The challenge is to tell teams apart according to their true skill level, and not to get sucked into the group of people jumping on the bandwagon of teams that simply owe their ‘great performance’ to a spell of good fortune.
A very helpful tool to separate luck from skill is the concept of PDO. This is a very simple metric that originates from the low-scoring sport of ice hockey but slowly finds its way into football at present.
For a detailed description of the concept and the logic behind PDO, please read the introductory post on PDO.
In short, PDO is computed from a team’s saves percentage and the same team’s shot percentage. Start with the total number of goals conceded and scored, collect the total number of shots conceded and created and you’re all set. Simply add the team’s saves percentage and shot percentage together and to get rid of the decimals, multiply by 1000. Since one team’s goals are always another team’s failed saves, the league wide overall PDO will always be 1000.

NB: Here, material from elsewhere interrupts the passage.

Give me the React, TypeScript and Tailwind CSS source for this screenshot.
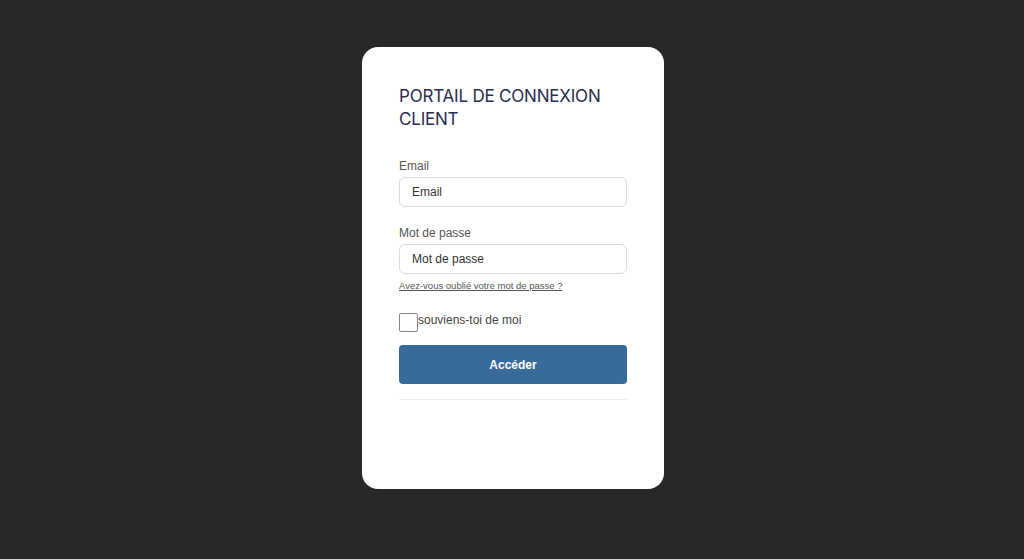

One of the most fascinating things of PDO is that is seems to revert back towards the mean of 1000 for all teams. Although intuition will tell you that better players will finish a higher rate of chances presented, the raw numbers seem to tell that better teams don’t separate themselves from weaker teams by consistently obtaining higher shots and saves percentages. Much of this bears down to this influential post by the fantastic James Grayson, who analyzed ten seasons worth of EPL data to prove that PDO indeed moves ever closer to 1000 as the season progresses.
But the question for this post is, what is a normal level for PDO. Does it continue to regress towards 1000 as matches keep being added, or is there a certain bandwidth of normal PDO levels?
In this graph, Infostrada Sports data has been used to assess PDO levels since the start of the 2010/11 Eredivisie season. So, the horizontal axis contains two and a half seasons of Eredivisie matches with individual match rounds simply numbered from 1 to 86. The vertical axis presents the PDO levels and the lines represent the four different quartiles, with Q1 being the top-25% and Q4 the bottom-25% teams in terms of PDO levels. In order to smooth the curves, the single highest and lowest PDO teams have been left out, which also helps to create four nice groups of four teams out of all 18 Eredivisie teams.
Essentially, this is a repeat of James’ work on the concept that PDO regresses towards the mean of 1000, but the graph is extended beyond the single season level of 34 matches. And as you can easily see, the regression towards the mean seems to stop around the 40 matches mark.
From there on, a zone of PDO from 980 to 1020 nicely captures the average PDO and it no longer narrows down further. This probably means that superior teams separate themselves from inferior teams in terms of PDO, but only within this range. Teams that find themselves in a nice league position with PDO levels above 1020 will revert back over time, but top teams with PDO levels of 1020 may not necessarily follow that path as this PDO of 1020 may well be that team’s baseline. Also, inferior teams with PDO levels around 980 may not safely assume that fate will revert their lower league standing over time, as 980 may well be their baseline PDO level.
We can produce the same graph for both components of PDO: saves percentage and shots percentage.
These graphs learn us that the zone of saves percentage ranges from 87% to 89% and that the zone of shots percentage ranges from 10.5% to 14%. Teams with performances outside these zones have historically been unable to sustain that kind of level and will be expected to regress back to these zones within one season’s time.
In the end
PDO is a powerful concept to separate lucky teams from unlucky teams. Due to the low scoring nature of the sports, luck is an essential component of achieving a good league table position, but it is generally neglected when evaluating the performances of football teams. A high PDO refers to teams that stand on a high they did not earn, while low PDO teams find themselves in a hole they did not deserve.
The original thinking involved the notion that PDO will revert back towards 1000 over time, and while this is certainly true for values outside the 980 to 1020 zone, it seems better to rephrase and say that PDO will revert back to the 980 to 1020 zone, rather than towards 1000 for all teams.